# Excerpted records
=======

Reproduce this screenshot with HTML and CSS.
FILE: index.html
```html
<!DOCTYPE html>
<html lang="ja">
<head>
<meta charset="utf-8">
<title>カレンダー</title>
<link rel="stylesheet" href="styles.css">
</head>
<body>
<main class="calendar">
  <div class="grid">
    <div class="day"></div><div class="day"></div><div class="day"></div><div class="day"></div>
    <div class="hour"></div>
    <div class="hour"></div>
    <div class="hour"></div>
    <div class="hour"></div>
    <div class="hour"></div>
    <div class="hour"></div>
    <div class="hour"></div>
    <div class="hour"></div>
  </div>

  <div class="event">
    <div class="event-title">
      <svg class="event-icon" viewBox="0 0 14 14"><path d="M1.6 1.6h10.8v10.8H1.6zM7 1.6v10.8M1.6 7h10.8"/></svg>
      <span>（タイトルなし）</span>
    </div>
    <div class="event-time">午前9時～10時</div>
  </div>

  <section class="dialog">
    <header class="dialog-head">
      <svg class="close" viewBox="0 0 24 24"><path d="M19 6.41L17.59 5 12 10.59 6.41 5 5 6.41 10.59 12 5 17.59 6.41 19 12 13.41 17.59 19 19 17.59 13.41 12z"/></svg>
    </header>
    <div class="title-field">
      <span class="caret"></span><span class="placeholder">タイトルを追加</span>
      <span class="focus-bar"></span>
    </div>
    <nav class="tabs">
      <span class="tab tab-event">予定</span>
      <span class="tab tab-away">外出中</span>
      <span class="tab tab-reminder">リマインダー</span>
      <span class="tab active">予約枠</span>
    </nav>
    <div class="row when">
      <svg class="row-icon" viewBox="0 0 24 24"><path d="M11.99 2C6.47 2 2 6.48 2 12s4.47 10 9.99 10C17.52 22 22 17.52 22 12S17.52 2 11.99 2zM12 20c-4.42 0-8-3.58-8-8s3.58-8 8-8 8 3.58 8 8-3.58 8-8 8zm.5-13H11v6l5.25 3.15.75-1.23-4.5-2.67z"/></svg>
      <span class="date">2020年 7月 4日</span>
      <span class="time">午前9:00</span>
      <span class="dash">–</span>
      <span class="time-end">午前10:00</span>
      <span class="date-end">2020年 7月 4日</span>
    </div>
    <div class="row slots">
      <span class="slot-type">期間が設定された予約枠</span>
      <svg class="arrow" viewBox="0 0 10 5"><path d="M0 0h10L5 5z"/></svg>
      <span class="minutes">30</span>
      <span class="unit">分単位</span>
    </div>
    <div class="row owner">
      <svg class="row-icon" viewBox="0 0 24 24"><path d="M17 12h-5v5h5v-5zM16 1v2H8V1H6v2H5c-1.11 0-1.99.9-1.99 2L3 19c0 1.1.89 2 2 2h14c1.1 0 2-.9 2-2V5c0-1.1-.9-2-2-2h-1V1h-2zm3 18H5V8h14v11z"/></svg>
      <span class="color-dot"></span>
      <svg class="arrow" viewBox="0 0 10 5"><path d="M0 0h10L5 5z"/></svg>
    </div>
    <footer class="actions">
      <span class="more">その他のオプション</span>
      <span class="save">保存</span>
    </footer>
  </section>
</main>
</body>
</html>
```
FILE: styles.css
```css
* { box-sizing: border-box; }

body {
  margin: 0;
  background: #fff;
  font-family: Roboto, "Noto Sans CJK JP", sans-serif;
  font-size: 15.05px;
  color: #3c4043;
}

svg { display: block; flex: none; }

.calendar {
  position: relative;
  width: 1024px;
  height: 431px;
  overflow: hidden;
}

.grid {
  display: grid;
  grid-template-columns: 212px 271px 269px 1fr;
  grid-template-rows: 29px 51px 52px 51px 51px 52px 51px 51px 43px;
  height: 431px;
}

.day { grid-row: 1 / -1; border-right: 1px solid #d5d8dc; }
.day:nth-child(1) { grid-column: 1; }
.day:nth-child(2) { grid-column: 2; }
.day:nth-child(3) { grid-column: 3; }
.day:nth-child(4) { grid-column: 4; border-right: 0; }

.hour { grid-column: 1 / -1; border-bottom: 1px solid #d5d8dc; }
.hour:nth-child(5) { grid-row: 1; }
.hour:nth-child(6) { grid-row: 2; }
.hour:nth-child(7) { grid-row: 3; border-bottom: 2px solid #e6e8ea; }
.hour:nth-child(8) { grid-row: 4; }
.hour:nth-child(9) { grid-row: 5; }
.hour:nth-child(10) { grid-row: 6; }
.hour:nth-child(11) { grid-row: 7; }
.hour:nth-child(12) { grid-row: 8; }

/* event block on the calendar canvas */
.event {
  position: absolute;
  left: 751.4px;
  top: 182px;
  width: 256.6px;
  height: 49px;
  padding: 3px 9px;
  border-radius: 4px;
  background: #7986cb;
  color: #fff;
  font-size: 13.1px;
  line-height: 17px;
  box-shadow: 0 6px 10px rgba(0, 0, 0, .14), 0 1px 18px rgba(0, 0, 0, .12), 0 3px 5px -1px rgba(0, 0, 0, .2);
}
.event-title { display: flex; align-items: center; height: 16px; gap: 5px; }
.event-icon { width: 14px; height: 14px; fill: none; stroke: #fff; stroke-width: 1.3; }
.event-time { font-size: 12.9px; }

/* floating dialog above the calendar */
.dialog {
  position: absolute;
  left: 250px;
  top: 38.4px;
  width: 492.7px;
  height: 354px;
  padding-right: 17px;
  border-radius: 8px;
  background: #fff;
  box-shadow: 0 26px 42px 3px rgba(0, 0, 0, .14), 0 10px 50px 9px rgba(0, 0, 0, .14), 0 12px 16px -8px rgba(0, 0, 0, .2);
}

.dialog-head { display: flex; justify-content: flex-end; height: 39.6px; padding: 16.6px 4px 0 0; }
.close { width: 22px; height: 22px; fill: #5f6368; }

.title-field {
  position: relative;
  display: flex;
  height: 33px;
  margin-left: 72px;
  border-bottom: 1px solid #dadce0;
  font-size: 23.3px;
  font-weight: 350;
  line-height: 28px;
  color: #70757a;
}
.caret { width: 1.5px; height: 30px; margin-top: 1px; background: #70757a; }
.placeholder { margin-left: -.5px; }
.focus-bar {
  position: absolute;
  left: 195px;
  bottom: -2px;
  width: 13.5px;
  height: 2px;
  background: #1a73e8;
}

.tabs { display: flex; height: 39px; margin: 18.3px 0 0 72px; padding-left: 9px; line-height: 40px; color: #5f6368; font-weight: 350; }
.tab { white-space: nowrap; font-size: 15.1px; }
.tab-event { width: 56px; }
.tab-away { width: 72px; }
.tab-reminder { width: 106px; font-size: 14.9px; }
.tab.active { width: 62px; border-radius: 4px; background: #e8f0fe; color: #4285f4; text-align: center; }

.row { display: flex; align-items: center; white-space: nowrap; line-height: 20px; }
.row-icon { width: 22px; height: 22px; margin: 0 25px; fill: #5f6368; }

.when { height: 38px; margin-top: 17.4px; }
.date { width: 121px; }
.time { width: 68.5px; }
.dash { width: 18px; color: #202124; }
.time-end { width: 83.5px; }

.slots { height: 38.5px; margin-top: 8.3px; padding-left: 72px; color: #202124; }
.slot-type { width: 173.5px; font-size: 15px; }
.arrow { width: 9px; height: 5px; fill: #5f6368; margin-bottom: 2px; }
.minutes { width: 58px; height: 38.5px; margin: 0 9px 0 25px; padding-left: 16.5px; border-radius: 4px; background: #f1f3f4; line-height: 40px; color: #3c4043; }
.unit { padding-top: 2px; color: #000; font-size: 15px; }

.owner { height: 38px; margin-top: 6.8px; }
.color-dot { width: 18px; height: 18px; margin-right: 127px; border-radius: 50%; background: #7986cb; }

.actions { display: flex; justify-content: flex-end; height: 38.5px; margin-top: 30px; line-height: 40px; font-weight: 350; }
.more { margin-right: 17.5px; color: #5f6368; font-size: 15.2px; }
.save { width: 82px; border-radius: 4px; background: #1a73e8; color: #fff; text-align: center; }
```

=======

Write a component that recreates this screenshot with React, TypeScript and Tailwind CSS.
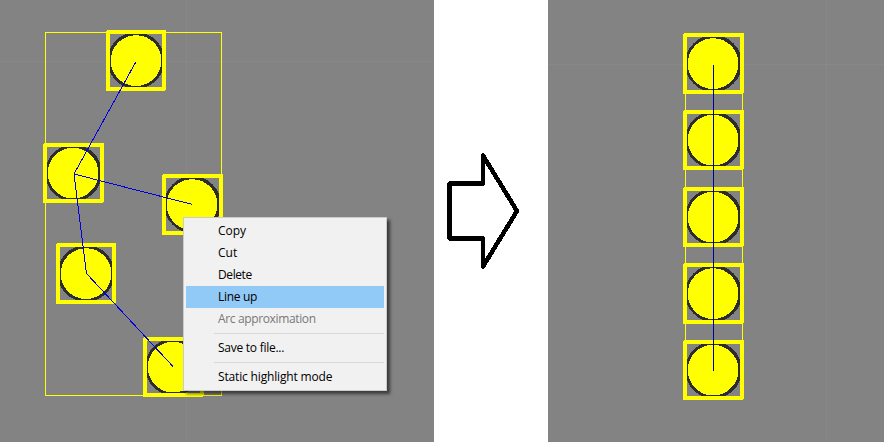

=======

# Aim of the task
Which lines in the listing above hold the word "this"? Show each of them.

# Written response
Reproduce this screenshot with HTML and CSS.
Write a component that recreates this screenshot with React, TypeScript and Tailwind CSS.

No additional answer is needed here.